Mr. Wells had said that spiritual acts were not required of natural men, as such; and it was principally with the view of overturning this proposition, that the Reviewer penned the article to which Mr. Dixon Burn has called attention. After sundry animadversions on Mr. Wells' theory, the Reviewer proceeds to examine—much as Mr. Fuller had done before him—certain passages of Scripture, which he supposes implies or demands spiritual acts on the part of unregenerate men; and expresses his " firm conviction" that there are many "exhortations to spiritual actions used generally in both the Old and the New Testaments;" founded, not on God's moral government, nor on man's responsibility, "but upon God's eternal purposes of mercy to a chosen remnant." It is marvelous that Mr. Philpot should not have discerned the conclusions to which he hereby committed himself. It is remarkable also, that though the author of this review mostly insists upon Scripture for everything, and generally produces it for statements of his own, even when " eternal generation" is the subject, produces none in proof of this theory; except 2 Tim. iii. 16, which occurs in a parenthesis, towards the close of a paragraph, can be so called; but even this passage has no more to do with the essence of the question than a full moon with algebra, or grey eyes with the new birth. Instead of proofs, the reader is put off with illustrations, which prove nothing, but which Mr. Philpot has the extreme stolidity to call "the true solution of exhortations to spiritual actions, addressed, in the Old and New Testaments, to natural men." Yet these illustrations are so jumbled together, that they serve to confound rather than to assist the mind. We have a "reservoir," a "magazine," an "armory," and scabbards in which spiritual "exhortations, invitations, calls, and so on, are lodged wholly and solely for the Spirit's use." In other words, all mankind are exhorted to perform spiritual acts, and invited to a participation in spiritual blessings, in order that the Holy Spirit may be provided with suitable means for saving the elect! Is this credible?


Page 118ff May 1865


It is the duty of natural men to perform spiritual acts? On this question there is much dispute; and Mr. Dixon Burns’ pamphlet is intended to ventilate the subject. Some time since, Mr. Burns replied to a series of pieces from the pen of Mr. Foreman, which appeared in the pages of the Gospel Herald, and was subsequently gathered together into a thick pamphlet. Mr. Burns is by no means a despicable writer, nor is he, we are bound to say, a clear logician. He does not secure his premises before he draws his conclusions; and he reasons from analogy where no analogy exists.

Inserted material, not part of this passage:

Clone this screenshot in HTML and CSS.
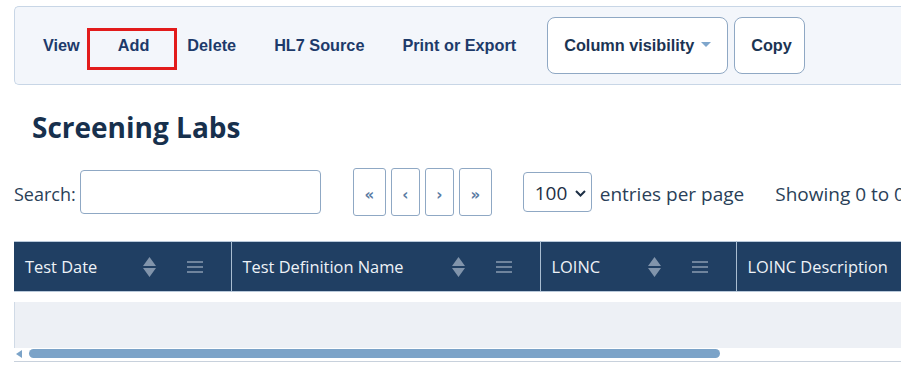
FILE: index.html
```html
<!DOCTYPE html>
<html lang="en">
<head>
    <meta charset="UTF-8">
    <title>Screening Labs</title>
    <link rel="stylesheet" href="styles.css">
</head>
<body>
    <div class="page">
        <div class="toolbar">
            <button class="tool-btn">View</button>
            <button class="tool-btn tool-btn-add">Add<span class="highlight"></span></button>
            <button class="tool-btn">Delete</button>
            <button class="tool-btn">HL7 Source</button>
            <button class="tool-btn">Print or Export</button>
            <button class="box-btn box-btn-colvis">Column visibility
                <svg class="caret" width="10" height="6" viewBox="0 0 10 6"><path d="M0 0 L10 0 L5 5 Z" fill="#7fa6cc"/></svg>
            </button>
            <button class="box-btn">Copy</button>
        </div>

        <h1 class="title">Screening Labs</h1>

        <div class="controls">
            <label class="search">Search:<input type="text" class="search-input"></label>
            <div class="pager">
                <button class="page-btn page-btn-wide">&laquo;</button>
                <button class="page-btn">&lsaquo;</button>
                <button class="page-btn">&rsaquo;</button>
                <button class="page-btn page-btn-wide">&raquo;</button>
            </div>
            <div class="page-size">
                <span>100</span>
                <svg width="11" height="7" viewBox="0 0 11 7"><path d="M1 1 L5.5 5.5 L10 1" fill="none" stroke="#1d2f45" stroke-width="2"/></svg>
            </div>
            <span class="per-page">entries per page</span>
            <span class="info">Showing 0 to 0 of 0 entries</span>
        </div>

        <div class="grid-wrap">
            <table class="grid">
                <thead>
                    <tr>
                        <th class="col-date">
                            <div class="th-inner"><span class="th-label">Test Date</span>
                                <svg class="sort" width="13" height="20" viewBox="0 0 13 20"><path d="M6.5 0 L13 9 L0 9 Z M0 11 L13 11 L6.5 20 Z" fill="#8194ab"/></svg>
                                <svg class="menu" width="16" height="12" viewBox="0 0 16 12"><path d="M0 1 H16 M0 6 H16 M0 11 H16" stroke="#6f849d" stroke-width="2"/></svg>
                            </div>
                        </th>
                        <th class="col-name">
                            <div class="th-inner"><span class="th-label">Test Definition Name</span>
                                <svg class="sort" width="13" height="20" viewBox="0 0 13 20"><path d="M6.5 0 L13 9 L0 9 Z M0 11 L13 11 L6.5 20 Z" fill="#8194ab"/></svg>
                                <svg class="menu" width="16" height="12" viewBox="0 0 16 12"><path d="M0 1 H16 M0 6 H16 M0 11 H16" stroke="#6f849d" stroke-width="2"/></svg>
                            </div>
                        </th>
                        <th class="col-loinc">
                            <div class="th-inner"><span class="th-label">LOINC</span>
                                <svg class="sort" width="13" height="20" viewBox="0 0 13 20"><path d="M6.5 0 L13 9 L0 9 Z M0 11 L13 11 L6.5 20 Z" fill="#8194ab"/></svg>
                                <svg class="menu" width="16" height="12" viewBox="0 0 16 12"><path d="M0 1 H16 M0 6 H16 M0 11 H16" stroke="#6f849d" stroke-width="2"/></svg>
                            </div>
                        </th>
                        <th class="col-desc">
                            <div class="th-inner"><span class="th-label">LOINC Description</span></div>
                        </th>
                    </tr>
                </thead>
            </table>
            <div class="empty-row"></div>
            <div class="hscroll">
                <svg class="hscroll-arrow" width="6" height="8" viewBox="0 0 6 8"><path d="M6 0 L6 8 L0 4 Z" fill="#7ba3c8"/></svg>
                <div class="hscroll-thumb"></div>
            </div>
        </div>
    </div>
</body>
</html>
```

FILE: styles.css
```css
body {
    margin: 0;
    font-family: 'Open Sans', 'Noto Sans', sans-serif;
    background-color: #fff;
    overflow: hidden;
}
.page {
    padding: 6px 0 0 14px;
}
.toolbar {
    position: relative;
    display: flex;
    align-items: center;
    background-color: #f3f6fb;
    border: 1px solid #c8d6e6;
    border-right: none;
    border-radius: 5px 0 0 5px;
    padding: 10px 0 10px 9px;
    white-space: nowrap;
}
.toolbar > * {
    flex-shrink: 0;
}
.tool-btn, .box-btn {
    font-family: 'Liberation Sans', Arial, sans-serif;
    font-weight: bold;
    font-size: 16.25px;
    color: #1d3a6a;
    background: none;
    border: none;
    height: 57px;
    cursor: pointer;
}
.tool-btn {
    padding: 0 19px;
}
.tool-btn-add {
    position: relative;
}
.highlight {
    position: absolute;
    left: -12px;
    top: 11px;
    width: 90px;
    height: 42px;
    box-sizing: border-box;
    border: 3px solid #e21b1b;
}
.box-btn {
    background-color: #fff;
    border: 1px solid #8fa8c4;
    border-radius: 8px;
    padding: 0 16px;
    color: #1b3453;
}
.box-btn-colvis {
    margin-left: 12px;
    width: 181px;
    text-align: left;
}
.box-btn-colvis .caret {
    margin-left: 2px;
    vertical-align: 3px;
}
.box-btn + .box-btn {
    margin-left: 6px;
    width: 71px;
}
.title {
    margin: 20px 0 0 18px;
    font-size: 28px;
    font-weight: bold;
    color: #17304d;
    line-height: 44px;
}
.controls {
    display: flex;
    align-items: center;
    margin-top: 19px;
    height: 48px;
    white-space: nowrap;
    font-size: 19px;
    color: #2a3f58;
}
.controls > * {
    flex-shrink: 0;
}
.search {
    display: flex;
    align-items: center;
    gap: 4px;
    font-size: 18px;
    padding-top: 3px;
}
.search-input {
    width: 241px;
    height: 44px;
    box-sizing: border-box;
    border: 1px solid #8fa8c4;
    border-radius: 4px;
    margin: -3px 0 0 0;
}
.pager {
    display: flex;
    gap: 5px;
    margin-left: 32px;
}
.page-btn {
    width: 29px;
    height: 48px;
    background: #fff;
    border: 1px solid #8fa8c4;
    border-radius: 3px;
    color: #5a7ba3;
    font-family: 'DejaVu Sans', sans-serif;
    font-weight: bold;
    font-size: 15px;
    padding: 6px 0 0 0;
}
.page-btn-wide {
    width: 33px;
}
.page-size {
    display: flex;
    align-items: center;
    justify-content: space-between;
    margin-left: 31px;
    width: 69px;
    height: 40px;
    box-sizing: border-box;
    border: 1px solid #8fa8c4;
    border-radius: 4px;
    padding: 2px 5px 0 11px;
    color: #1d2f45;
}
.per-page {
    margin-left: 8px;
    padding-top: 3px;
}
.info {
    margin-left: 31px;
    padding-top: 3px;
}
.grid-wrap {
    margin-top: 25px;
    width: 1400px;
}
.grid {
    border-collapse: collapse;
    table-layout: fixed;
    width: 1400px;
}
.grid th {
    background-color: #203f63;
    color: #eef2f7;
    font-family: 'Open Sans', 'Noto Sans', sans-serif;
    font-weight: normal;
    font-size: 16.4px;
    text-align: left;
    height: 50px;
    padding: 0 0 0 11px;
    border-top: 1px solid #b9c9da;
    border-bottom: 1px solid #b9c9da;
    border-right: 1px solid #a9bdd1;
    box-sizing: border-box;
}
.col-date { width: 217px; }
.col-name { width: 309px; }
.col-loinc { width: 196px; }
.th-inner {
    display: flex;
    align-items: center;
}
.th-label {
    flex: 1;
}
.menu {
    margin: 0 28px 0 31px;
}
.empty-row {
    margin-top: 10px;
    height: 46px;
    background-color: #edf0f5;
    border-left: 1px solid #d0dae6;
}
.hscroll {
    display: flex;
    align-items: center;
    height: 9px;
    margin-top: 1px;
    padding-bottom: 3px;
    border-bottom: 1px solid #c8d1dc;
    width: 887px;
}
.hscroll-arrow {
    margin-left: 2px;
}
.hscroll-thumb {
    margin-left: 7px;
    width: 691px;
    height: 9px;
    border-radius: 5px;
    background-color: #7ba3c8;
}
```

It may help us if we go at once to the fountain of law, which contains two original rules of obligation, called moral and positive. The first is natural, necessary, universal, unchangeable, and endless: the second is sovereign, voluntary, limited, and capable of abrogation. Positive laws are to be obeyed precisely as they are enjoined. Those given for certain occasions; on those occasions, and no other. Those given to individuals; by those individuals, and no others. Those given to the Jews; by the Jews, and no others. Those given to the Apostles; by the Apostles, and no others. Those belonging to all Christians; by all Christians, and no others.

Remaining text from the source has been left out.